After a kernel function call from the host (CPU) its always a good practice to execute the cudaDeviceSynchronize() function, that makes the host wait until the kernel finishes. This way the CPU will be able to access the correct results.

CUDA Thread Hierarchy

Thread and Blocks in the CUDA API can be organized into one-, two- or even three-dimensional grids of threads and thread blocks respectively. That way its easy to invoke computation across vectors, matrices or volumes of data. Its worth noting that all threads of a block are expected to reside on the same processor core and are limited to the resources of that core. In the current generation of Nvidia GPUs a thread block may contain up to 1024 threads in each dimension.

Each thread in the CUDA API is defined by dim3 structures (with x, y and z fields):

threadIdx - thread index in the thread grid
blockIdx - block index in the block grid
blockDim - thread grid dimensions
gridDim - block grid dimensions

2D grid of threads

For example let's suppose that there is only one block with a 2D grid of threads. Then is possible to use only the threadIdx.x, threadIdx.y and blockDim.x values to calculate a unique identifier for each thread. In the case of 2D matrix calculations the thread can directly compute on the indices defined by threadIdx.x and threadIdx.y or use those for a unique range of indices. In the case of a 1D vector calculation a unique identifier could be of the form:

int ID = threadIdx.x + threadIdx.y * blockDim.x

The higher you go in dimensions the more complicated the calculations become.

2D thread grid of 2D blocks

Let's suppose that we now have a 2D block grid of 2D thread grids.

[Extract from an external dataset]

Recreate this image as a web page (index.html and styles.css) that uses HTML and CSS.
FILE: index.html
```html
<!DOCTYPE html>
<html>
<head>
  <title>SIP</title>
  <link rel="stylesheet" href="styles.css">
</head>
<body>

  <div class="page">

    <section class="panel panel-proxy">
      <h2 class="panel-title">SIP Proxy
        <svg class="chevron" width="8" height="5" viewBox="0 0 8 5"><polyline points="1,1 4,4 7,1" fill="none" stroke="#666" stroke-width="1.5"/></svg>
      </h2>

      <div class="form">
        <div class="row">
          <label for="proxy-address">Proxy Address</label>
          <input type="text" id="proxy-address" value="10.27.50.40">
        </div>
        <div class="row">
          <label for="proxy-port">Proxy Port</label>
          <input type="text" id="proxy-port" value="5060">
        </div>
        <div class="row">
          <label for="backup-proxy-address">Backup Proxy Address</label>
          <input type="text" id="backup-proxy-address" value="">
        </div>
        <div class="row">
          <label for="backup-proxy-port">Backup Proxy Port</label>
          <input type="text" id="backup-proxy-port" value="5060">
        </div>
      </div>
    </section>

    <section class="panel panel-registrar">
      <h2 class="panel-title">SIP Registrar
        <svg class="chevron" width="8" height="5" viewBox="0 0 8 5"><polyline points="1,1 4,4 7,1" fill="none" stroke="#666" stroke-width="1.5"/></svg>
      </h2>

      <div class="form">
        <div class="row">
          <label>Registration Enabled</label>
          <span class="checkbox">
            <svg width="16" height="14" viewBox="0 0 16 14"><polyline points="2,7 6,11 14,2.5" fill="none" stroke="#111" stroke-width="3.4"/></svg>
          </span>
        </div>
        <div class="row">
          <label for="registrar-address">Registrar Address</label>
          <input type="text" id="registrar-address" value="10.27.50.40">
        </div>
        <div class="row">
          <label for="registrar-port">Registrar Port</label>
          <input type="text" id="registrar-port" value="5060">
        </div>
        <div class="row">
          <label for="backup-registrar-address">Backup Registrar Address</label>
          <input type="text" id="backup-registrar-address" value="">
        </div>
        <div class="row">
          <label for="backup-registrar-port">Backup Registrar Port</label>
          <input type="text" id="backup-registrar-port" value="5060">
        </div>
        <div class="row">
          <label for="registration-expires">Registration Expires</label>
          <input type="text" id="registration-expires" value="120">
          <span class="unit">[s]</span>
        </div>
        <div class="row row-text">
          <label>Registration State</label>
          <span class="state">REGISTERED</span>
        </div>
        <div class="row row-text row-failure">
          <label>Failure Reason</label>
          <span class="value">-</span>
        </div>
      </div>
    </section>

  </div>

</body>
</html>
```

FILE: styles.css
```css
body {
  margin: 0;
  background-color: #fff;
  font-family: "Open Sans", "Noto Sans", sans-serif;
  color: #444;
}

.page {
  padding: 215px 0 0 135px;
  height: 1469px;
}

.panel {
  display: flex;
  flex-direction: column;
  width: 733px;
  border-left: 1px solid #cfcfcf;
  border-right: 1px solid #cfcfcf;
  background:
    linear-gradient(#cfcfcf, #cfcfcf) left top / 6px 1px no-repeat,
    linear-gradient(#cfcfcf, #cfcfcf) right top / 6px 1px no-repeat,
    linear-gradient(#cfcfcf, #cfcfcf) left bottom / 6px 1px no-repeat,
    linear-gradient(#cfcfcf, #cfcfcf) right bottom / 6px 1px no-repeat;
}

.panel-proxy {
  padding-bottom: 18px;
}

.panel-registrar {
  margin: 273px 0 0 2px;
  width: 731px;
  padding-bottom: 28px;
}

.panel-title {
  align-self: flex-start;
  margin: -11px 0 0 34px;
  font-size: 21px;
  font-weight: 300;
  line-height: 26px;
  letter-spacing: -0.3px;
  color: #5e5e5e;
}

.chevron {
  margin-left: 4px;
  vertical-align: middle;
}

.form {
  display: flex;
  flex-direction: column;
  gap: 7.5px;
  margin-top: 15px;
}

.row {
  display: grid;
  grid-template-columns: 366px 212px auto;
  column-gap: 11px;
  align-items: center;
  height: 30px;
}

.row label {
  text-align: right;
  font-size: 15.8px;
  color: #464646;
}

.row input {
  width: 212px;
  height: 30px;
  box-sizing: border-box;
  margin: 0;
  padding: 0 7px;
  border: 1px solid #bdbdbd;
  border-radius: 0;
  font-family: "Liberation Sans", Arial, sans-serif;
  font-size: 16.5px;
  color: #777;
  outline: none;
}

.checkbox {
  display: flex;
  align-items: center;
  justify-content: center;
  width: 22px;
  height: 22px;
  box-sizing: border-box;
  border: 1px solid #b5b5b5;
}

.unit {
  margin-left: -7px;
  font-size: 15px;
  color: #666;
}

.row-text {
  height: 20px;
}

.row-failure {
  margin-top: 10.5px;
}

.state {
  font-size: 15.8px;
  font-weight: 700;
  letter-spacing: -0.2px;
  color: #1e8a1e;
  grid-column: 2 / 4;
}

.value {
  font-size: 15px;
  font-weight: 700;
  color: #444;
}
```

Now the unique identifier for each thread can no longer be specified by the values of the thread grid that its in (threadIdx, blockDim). The location of the block, or thread grid, that the thread is in (blockIdx, gridDim) has to also be taken into consideration. Calculating a unique block identifier is as simple as:

int blockId = blockIdx.x + blockIdx.y * gridDim.x

which is basically the same calculation that we've done before, but now for the block grid.

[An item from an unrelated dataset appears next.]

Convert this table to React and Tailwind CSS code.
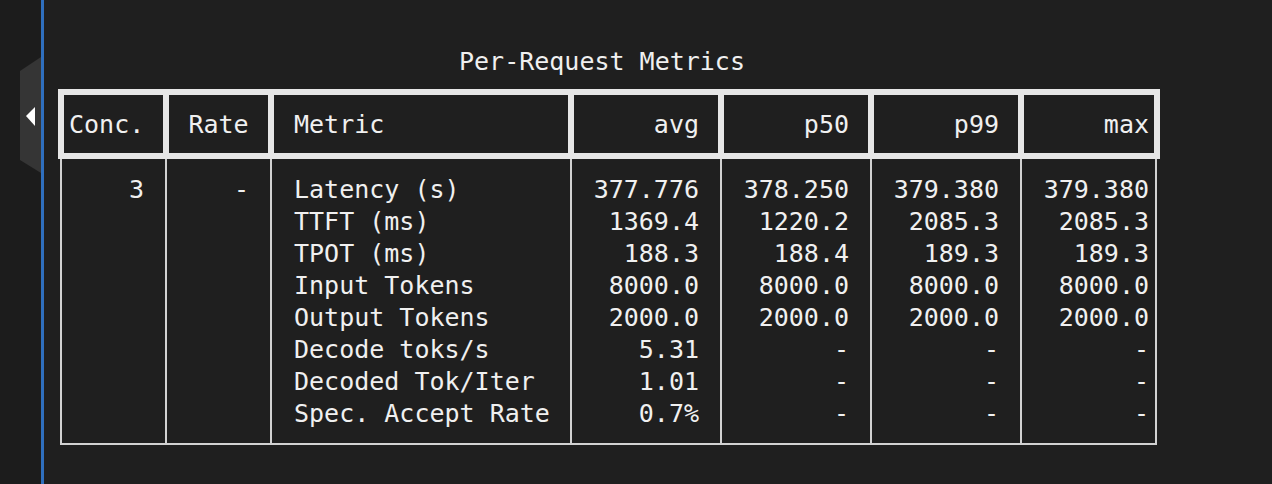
import React from "react";

const rows = [
  ["Latency (s)", "377.776", "378.250", "379.380", "379.380"],
  ["TTFT (ms)", "1369.4", "1220.2", "2085.3", "2085.3"],
  ["TPOT (ms)", "188.3", "188.4", "189.3", "189.3"],
  ["Input Tokens", "8000.0", "8000.0", "8000.0", "8000.0"],
  ["Output Tokens", "2000.0", "2000.0", "2000.0", "2000.0"],
  ["Decode toks/s", "5.31", "-", "-", "-"],
  ["Decoded Tok/Iter", "1.01", "-", "-", "-"],
  ["Spec. Accept Rate", "0.7%", "-", "-", "-"],
];

function Col({ items, className }) {
  return (
    <div className={"flex flex-col bg-[#1f1f1f] pt-[15px] pb-[13px] " + className}>
      {items.map((t, i) => (
        <div key={i} className="h-[32px] leading-[32px] whitespace-pre">
          {t}
        </div>
      ))}
    </div>
  );
}

export default function App() {
  return (
    <div className="flex h-[484px] w-[1272px] bg-[#1f1f1f] text-[#f0f0f0] font-['DejaVu_Sans_Mono',monospace] text-[25px] overflow-hidden">
      <div className="w-[41px] shrink-0 bg-[#1c1c1c] pl-[20px] pt-[57px]">
        <svg width="21" height="116" viewBox="0 0 21 116">
          <polygon points="0,14 21,0 21,116 0,103" fill="#353535" />
          <polygon points="6,59 15,50 15,69" fill="#ffffff" />
        </svg>
      </div>
      <div className="w-[3px] shrink-0 bg-[#2f6fbe]" />
      <div className="flex-1 pl-[14px] pt-[46px]">
        <div className="w-[1102px]">
          <div className="h-[32px] leading-[32px] pl-[401px] whitespace-pre mb-[11px]">
            Per-Request Metrics
          </div>
          {/* header */}
          <div className="grid grid-cols-[99px_99px_294px_144px_144px_144px_130px] gap-[6px] p-[6px] bg-[#e6e6e6]">
            <div className="h-[58px] bg-[#1f1f1f] flex items-center pt-[2px] pl-[5px]">Conc.</div>
            <div className="h-[58px] bg-[#1f1f1f] flex items-center pt-[2px] justify-center">Rate</div>
            <div className="h-[58px] bg-[#1f1f1f] flex items-center pt-[2px] pl-[20px]">Metric</div>
            <div className="h-[58px] bg-[#1f1f1f] flex items-center pt-[2px] justify-end pr-[19px]">avg</div>
            <div className="h-[58px] bg-[#1f1f1f] flex items-center pt-[2px] justify-end pr-[19px]">p50</div>
            <div className="h-[58px] bg-[#1f1f1f] flex items-center pt-[2px] justify-end pr-[19px]">p99</div>
            <div className="h-[58px] bg-[#1f1f1f] flex items-center pt-[2px] justify-end pr-[5px]">max</div>
          </div>
          {/* body */}
          <div className="ml-[2px] w-[1097px] grid grid-cols-[103px_103px_298px_148px_148px_148px_133px] gap-x-[2px] px-[2px] pb-[2px] bg-[#d2d2d2]">
            <Col items={["3"]} className="items-end pr-[21px]" />
            <Col items={["-"]} className="items-end pr-[21px]" />
            <Col items={rows.map((r) => r[0])} className="pl-[22px]" />
            <Col items={rows.map((r) => r[1])} className="items-end pr-[21px]" />
            <Col items={rows.map((r) => r[2])} className="items-end pr-[21px]" />
            <Col items={rows.map((r) => r[3])} className="items-end pr-[21px]" />
            <Col items={rows.map((r) => r[4])} className="items-end pr-[6px]" />
          </div>
        </div>
      </div>
    </div>
  );
}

Using the blockId its now possible to define a unique identifier as follows:

int threadId = blockId * (blockDim.x * blockDim.y) + threadIdx.x + threadIdx.y * blockDim.x

Its easy to notice that the final part is the same as before, and the only thing that changes is somewhat offsetting the index by a specific amount. The offset amount is a multiple of the number of threads in each block.

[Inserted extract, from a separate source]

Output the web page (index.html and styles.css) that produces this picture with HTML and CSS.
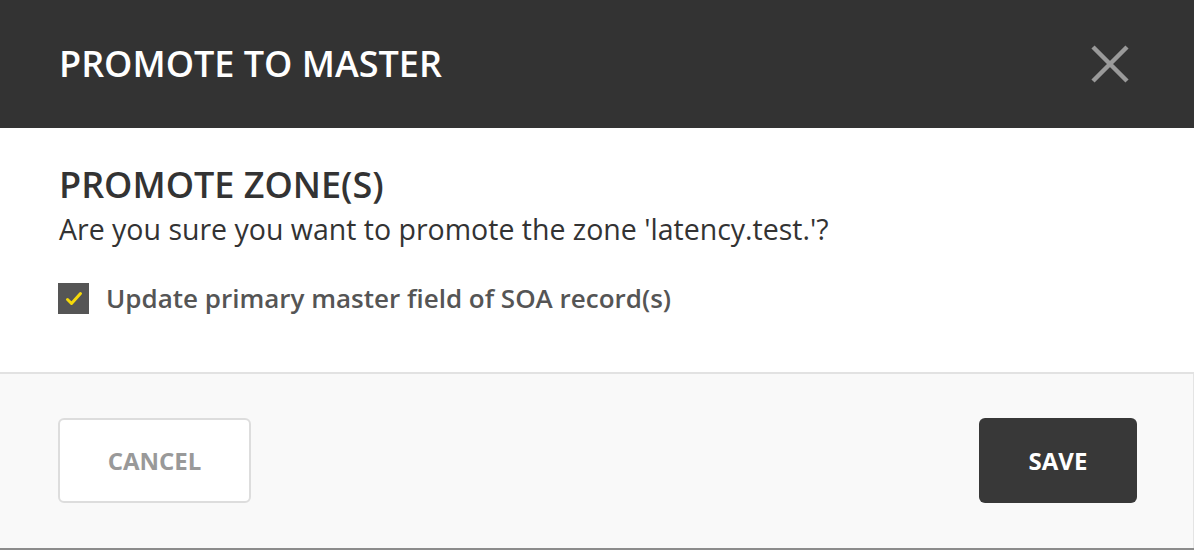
FILE: index.html
```html
<!DOCTYPE html>
<html>
<head>
<meta charset="utf-8">
<link rel="stylesheet" href="styles.css">
</head>
<body>
<div class="dialog">
  <div class="header">
    <h1 class="title">PROMOTE TO MASTER</h1>
    <button class="close" aria-label="Close">
      <svg width="40" height="40" viewBox="0 0 40 40"><path d="M3 3 L37 37 M37 3 L3 37" stroke="#9a9a9a" stroke-width="4.5" fill="none"/></svg>
    </button>
  </div>
  <div class="body">
    <h2 class="subtitle">PROMOTE ZONE(S)</h2>
    <p class="question">Are you sure you want to promote the zone 'latency.test.'?</p>
    <label class="check">
      <span class="box"><svg width="18" height="16" viewBox="0 0 18 16"><path d="M2.5 8.5 L6.5 12.5 L15.5 2.5" stroke="#f5d90a" stroke-width="3" fill="none" stroke-linecap="round" stroke-linejoin="round"/></svg></span>
      <span class="label">Update primary master field of SOA record(s)</span>
    </label>
  </div>
  <div class="footer">
    <button class="btn cancel">CANCEL</button>
    <button class="btn save">SAVE</button>
  </div>
</div>
</body>
</html>
```
FILE: styles.css
```css
html, body {
  margin: 0;
  padding: 0;
  background: #f9f9f9;
}
body {
  font-family: "Open Sans", "DejaVu Sans", sans-serif;
}
.dialog {
  width: 1194px;
  height: 550px;
  display: flex;
  flex-direction: column;
  box-sizing: border-box;
  border-bottom: 2px solid #8c8c8c;
}
.header {
  height: 128px;
  background: #333333;
  display: flex;
  align-items: center;
  justify-content: space-between;
  padding: 0 64px 0 59px;
  flex: none;
  box-sizing: border-box;
}
.title {
  margin: 0;
  color: #ffffff;
  font-size: 36px;
  font-weight: 600;
  line-height: 48px;
}
.close {
  background: none;
  border: 0;
  padding: 0;
  width: 40px;
  height: 40px;
  display: flex;
  cursor: pointer;
}
.body {
  background: #ffffff;
  height: 246px;
  flex: none;
  padding: 35px 59px 0;
  box-sizing: border-box;
  border-bottom: 2px solid #e2e2e2;
}
.subtitle {
  margin: 0;
  color: #333333;
  font-size: 36px;
  font-weight: 600;
  line-height: 44px;
}
.question {
  margin: 4px 0 0;
  color: #333333;
  font-size: 28.5px;
  line-height: 36px;
}
.check {
  display: flex;
  align-items: center;
  gap: 17px;
  margin-top: 34px;
}
.box {
  width: 31px;
  height: 31px;
  background: #555555;
  display: flex;
  align-items: center;
  justify-content: center;
  margin-left: -1px;
}
.label {
  color: #555555;
  font-size: 26px;
  font-weight: 600;
  line-height: 35px;
}
.footer {
  flex: 1;
  background: #f9f9f9;
  display: flex;
  align-items: center;
  justify-content: space-between;
  padding: 0 56px 1px 58px;
  border-right: 1px solid #e4e4e4;
}
.btn {
  font-family: "Open Sans", "DejaVu Sans", sans-serif;
  font-size: 24px;
  font-weight: 700;
  height: 85px;
  border-radius: 6px;
  box-sizing: border-box;
  cursor: pointer;
}
.cancel {
  width: 193px;
  background: #ffffff;
  border: 2px solid #dddddd;
  color: #999999;
}
.save {
  width: 158px;
  background: #383838;
  border: 0;
  color: #ffffff;
}
```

The computed threadId is useful for 1D vector calculations, but 2D grids of threads are more useful in 2D Matrix calculations. Thus, let's also calculate a unique identifier for each index on a matrix. Its as simple as:

int offset = blockId * (blockDim.x * blockDim.y);
int x = offset + threadIdx.x;
int y = offset + threadIdx.y;

3D thread grid of 2D blocks

To complicate things even more let's also define a 3D grid of threads organized into a 2D grid of blocks. 3D thread grids make sense to be used in volume calculations and so 3D arrays. Therefore, we shall calculate a unique identifier for each index of the 3D array. The calculation looks as follows:

int blockId = blockIdx.x + blockIdx.y * gridDim.x;
int offset = blockId * (blockDim.x * blockDim.y * blockDim.z);
int x = offset + threadIdx.x;
int y = offset + threadIdx.y;
int z = offset + threadIdx.z;

A unique identifier for each thread would be calculated as x + yD_x + zD_xD_y , or in code:

int threadId = offset + threadIdx.x + threadIdx.y * blockDim.x + threadIdx.z * blockDim.x * blockDim.y

Compiling CUDA Code

Before we can get into an example, we first have to talk about compilation. In order to compile cuda programs we use the NVCC compiler, which interprets .cu files as cuda source files. Such files contain both host and device functions. The syntax is quite similar to gcc, which makes nvcc very simple to use.

To compile a simple cuda program we have to write the following in the command line:

nvcc -o output_name program_name.cu

Example Program

Let's write a simple cuda program that create a single block of N x N threads (2D thread grid). Each thread will print out its unique identifier and the indices for matrix computations.

In code this looks as follows:

#include <cuda.h>
#include <stdio.h>

#define N 4

// kernel function
__global__ thread_function(){
    int threadId = threadIdx.x + threadIdx.y * blockDim.x;
    printf("thread %2d: (%d, %d)\n", threadId, threadIdx.x, threadIdx.y);
}

int main(){
    // define dimensions
    dim3 threadDims;
    threadDims.x = N;
    threadDims.y = N;
    threadDims.z = 1;

    // execute kernel
    thread_function<<<1, threadDims>>>();
    
    // wait for device to finish
    cudaDeviceSynchronize();
}

Compiling and executing the program we get the following console output:

So, each of the N x N = 4 x 4 = 16 threads has a unique identifier in the closed range [0, 15]. Such a hierarchy can be used for calculations on N x N matrices of elements, making each thread compute on a single index.